We all have such varied experiences, within our own lives and in comparison to each other.
I totally agree that anxiety just doesn’t help in any situation.
I meant the cake more broadly than sex, or even relationships, but life in general, which is pretty peachy, although it’s certainly true that my sex life and relationship constitute one hell of a delicious cake.
The female orgasm is such a weird thing, really. Sometimes I feel like it’s playing hide and seek, and I only have to do the right thing for it to happen. But, after nearly 20 years of having sex, I still have no idea what that right thing is. So difficult.
I totally hear you on this one . . I had a stretch of being scared to orgasm, where I’d get close then just stop. My therapist recommended being really silly around my lover so I could get over my fear of being vulnerable in front of him. I think that was pretty sound for me . . . & Even now as a single lady, when I play & have fun but don’t have an orgasm, I can’t help but feel a bit sad even with all the pleasure I’m having. So I get how it would be a nice treat on top of all the other fun you’re having. :) Nice to hear your BF is so reassuring, though! That’s always good.
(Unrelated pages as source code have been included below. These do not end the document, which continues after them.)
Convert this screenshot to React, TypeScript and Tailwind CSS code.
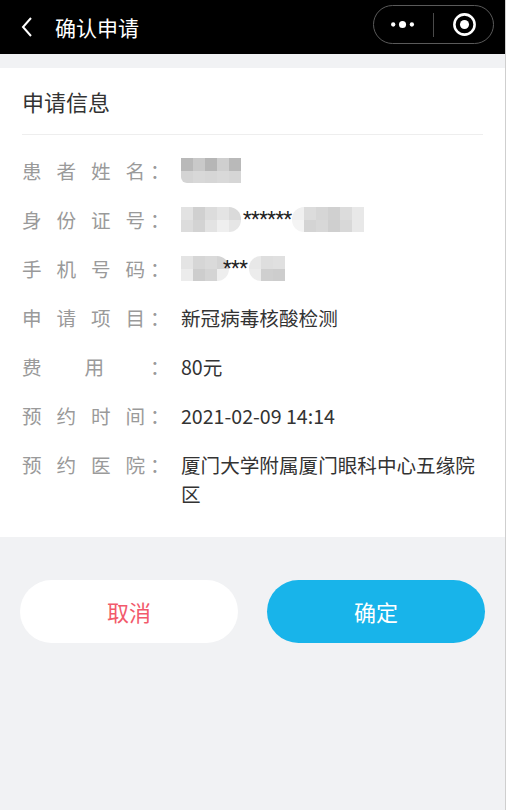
import React from "react";

const font = { fontFamily: '"Noto Sans CJK SC", "Noto Sans", sans-serif' };

type Cells = string[][];

// pixelated blur blocks that hide personal info
function Mosaic({ rows, round }: { rows: Cells; round: string }) {
  return (
    <div className={`flex flex-col overflow-hidden ${round}`}>
      {rows.map((r, i) => (
        <div key={i} className="flex">
          {r.map((c, j) => (
            <div key={j} className="w-[12px] h-[12.5px]" style={{ background: c }} />
          ))}
        </div>
      ))}
    </div>
  );
}

function Label({ chars }: { chars: string[] }) {
  return (
    <div className="flex items-center w-[159px] shrink-0 text-[#9a9a9a]">
      {chars.length === 2 ? (
        <div className="flex w-[123px]">
          <span>{chars[0]}</span>
          <span className="ml-[43px]">{chars[1]}</span>
        </div>
      ) : (
        <div className="flex justify-between w-[123px]">
          {chars.map((c, i) => (
            <span key={i}>{c}</span>
          ))}
        </div>
      )}
      <span className="ml-[5px]">：</span>
    </div>
  );
}

function Row({ label, children }: { label: string[]; children: React.ReactNode }) {
  return (
    <div className="flex items-start leading-[29px] text-[19.6px]">
      <Label chars={label} />
      <div className="flex-1 text-[#333333]">{children}</div>
    </div>
  );
}

export default function App() {
  return (
    <div className="w-[507px] h-[810px] bg-[#f1f2f4] flex overflow-hidden" style={font}>
      <div className="w-[505px] flex flex-col">
        {/* nav bar */}
        <div className="h-[54px] bg-black flex items-center relative shrink-0">
          <svg width="14" height="22" viewBox="0 0 14 22" className="ml-[20px]">
            <path d="M11 2 L3 11 L11 20" fill="none" stroke="#fff" strokeWidth="2" />
          </svg>
          <span className="ml-[21px] text-white text-[21px] leading-none">确认申请</span>
          <div className="absolute left-[373px] top-[5px] w-[121px] h-[39px] rounded-full border border-[#5a5a5a] flex items-center">
            <svg width="60" height="39" viewBox="0 0 60 39">
              <circle cx="19.5" cy="19.5" r="2.2" fill="#fff" />
              <circle cx="29" cy="19.5" r="3.6" fill="#fff" />
              <circle cx="38.5" cy="19.5" r="2.2" fill="#fff" />
            </svg>
            <div className="w-px h-[24px] bg-[#4a4a4a]" />
            <svg width="60" height="39" viewBox="0 0 60 39">
              <circle cx="31" cy="19.5" r="10.3" fill="none" stroke="#fff" strokeWidth="2.6" />
              <circle cx="31" cy="19.5" r="4.6" fill="#fff" />
            </svg>
          </div>
        </div>

        {/* info card */}
        <div className="mt-[14px] bg-white px-[22px] pt-[18px] pb-[29px]">
          <div className="text-[22px] leading-[30px] text-[#333333] pb-[18px] border-b border-[#eeeeee]">
            申请信息
          </div>
          <div className="pt-[21px] flex flex-col gap-[20px]">
            <Row label={["患", "者", "姓", "名"]}>
              <div className="h-[29px] flex items-center">
                <Mosaic
                  round="rounded-bl-[6px]"
                  rows={[
                    ["#b9b9b9", "#c9c9c9", "#b6b6b6", "#cfcfcf", "#b9b9b9"],
                    ["#d4d4d4", "#d8d8d8", "#d6d6d6", "#d9d9d9", "#d6d6d6"],
                  ]}
                />
              </div>
            </Row>
            <Row label={["身", "份", "证", "号"]}>
              <div className="h-[29px] flex items-center">
                <Mosaic
                  round="rounded-r-[12px]"
                  rows={[
                    ["#e2e2e2", "#d0d0d0", "#dcdcdc", "#e4e4e4", "#dadada"],
                    ["#dcdcdc", "#d3d3d3", "#e3e3e3", "#efefef", "#e6e6e6"],
                  ]}
                />
                <span className="text-[#222] text-[20px] ml-[2px] tracking-[-0.5px]" style={{ fontFamily: "Roboto, sans-serif" }}>
                  ******
                </span>
                <Mosaic
                  round="rounded-l-[12px]"
                  rows={[
                    ["#f0f0f0", "#dcdcdc", "#d6d6d6", "#d0d0d0", "#dcdcdc", "#e8e8e8"],
                    ["#f4f4f4", "#d4d4d4", "#d8d8d8", "#cfcfcf", "#d8d8d8", "#e8e8e8"],
                  ]}
                />
              </div>
            </Row>
            <Row label={["手", "机", "号", "码"]}>
              <div className="h-[29px] flex items-center">
                <Mosaic
                  round="rounded-r-[12px]"
                  rows={[
                    ["#e4e4e4", "#d6d6d6", "#dadada", "#d4d4d4"],
                    ["#ececec", "#cdcdcd", "#d4d4d4", "#eeeeee"],
                  ]}
                />
                <span className="text-[#222] text-[20px] -ml-[6px] tracking-[-0.5px] w-[26px] overflow-hidden" style={{ fontFamily: "Roboto, sans-serif" }}>
                  ***
                </span>
                <Mosaic
                  round="rounded-l-[12px]"
                  rows={[
                    ["#e8e8e8", "#dedede", "#e0e0e0"],
                    ["#ececec", "#cfcfcf", "#cdcdcd"],
                  ]}
                />
              </div>
            </Row>
            <Row label={["申", "请", "项", "目"]}>新冠病毒核酸检测</Row>
            <Row label={["费", "用"]}>80元</Row>
            <Row label={["预", "约", "时", "间"]}>2021-02-09 14:14</Row>
            <Row label={["预", "约", "医", "院"]}>厦门大学附属厦门眼科中心五缘院区</Row>
          </div>
        </div>

        {/* actions */}
        <div className="mt-[43px] px-[20px] flex gap-[29px]">
          <button className="w-[218px] h-[63px] rounded-full bg-white text-[#f25a6c] text-[22px]">
            取消
          </button>
          <button className="w-[218px] h-[63px] rounded-full bg-[#18b4ea] text-white text-[22px]">
            确定
          </button>
        </div>
      </div>
      <div className="w-[2px] border-l border-[#cfcfcf] bg-white" />
    </div>
  );
}
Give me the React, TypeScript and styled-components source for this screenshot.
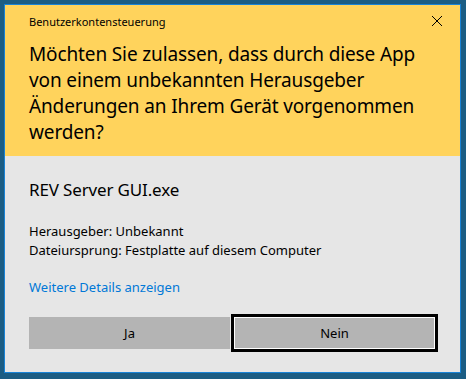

Also, I just read a similar story to this one by Rachel Kramer Bussel, who edits tons of erotica anthologies, so we’re clearly not alone.
Quite funny story about the Drop the rules, Just Follow Ours experience.
Oh wow, thank you so much for that link. It’s great to hear other (female) sex writers who are open about orgasm problems.
It took me a while to notice the contradiction in the rules issue, especially because I don’t notice any rules in my sex life except communicate with and respect each other (and they shouldn’t count as rules), but when I did it was like a slap in the face.
In case anyone’s interested in an update, I’ve now had an appointment with an NHS psychosexual therapist – we’ll be working on Cognitive Behavioural Therapy to help me become orgasmic again! Who knows how long it will take, but I’m feeling really positive about it.